My name is Valerie and quarantine hit around the time my nursing career was supposed to start. I was in the last half of my last semester of nursing school, and the next seven weeks were meant to be focused on our preceptorship clinical rotation. Though I was nervous to be on my own during preceptorship, I was excited to learn and experience what nursing is like on the field with no clinical instructors while having a full patient load. However, COVID-19 had other ideas and clinical rotations were canceled. My immediate thoughts were that my nursing career would be compromised. I had it in my head that this was the final and most important task that I needed to succeed in to be on the right path of becoming what someone might consider a good nurse. And honestly, I panicked. I did not want to start my career feeling underprepared. I felt like COVID-19 was taking something from me that I had work so hard for.

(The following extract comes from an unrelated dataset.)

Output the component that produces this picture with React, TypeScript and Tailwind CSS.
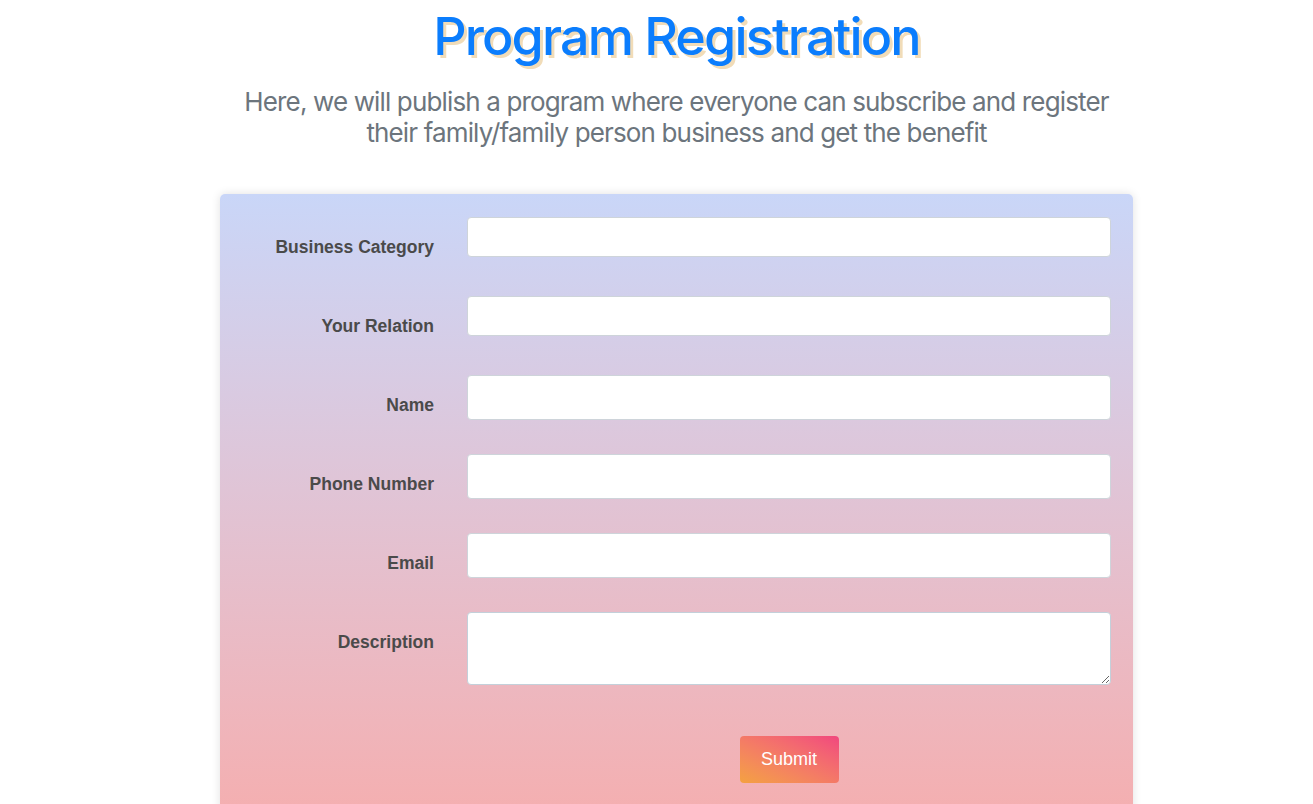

Two months later, while waiting for my nursing permit, I started work as a candidate for the profession of nursing (CPN). Though I have been frequenting hospitals for the last 3 years, the environment was completely different. I was working on the medicine unit and the quietness was the first thing I noticed. I never realized how much more life visitors brought to the place. I felt I had to work harder to maintain morale and keep my patients from noticing too much that their loved ones were not allowed to visit.
The hospital I worked at never had a COVID-19 case but tests were done daily for new admissions and patient transfers. I still felt like I was missing a big chunk of my training and it impacted my thinking process. I doubted myself an unhealthy amount of times during those first few weeks. Soon, I realized that there was no time to wait and feel ready just because I had missed those precious seven weeks of preceptorship. I was here at this hospital and I had these patients who were depending on me during this difficult time. I just had to be ready. It was not ideal but the situation could not be avoided and soon I was only questioning myself a healthy amount of times.
At some point, I was surrounded by nurses who voluntarily worked a few weeks on COVID-19 units at other hospitals. They were sharing their stories and I remember feeling inspired, and frankly intimidated, by these nurses. I hope to be half as courageous as them and still choose to run where I am needed the most when facing the unknown.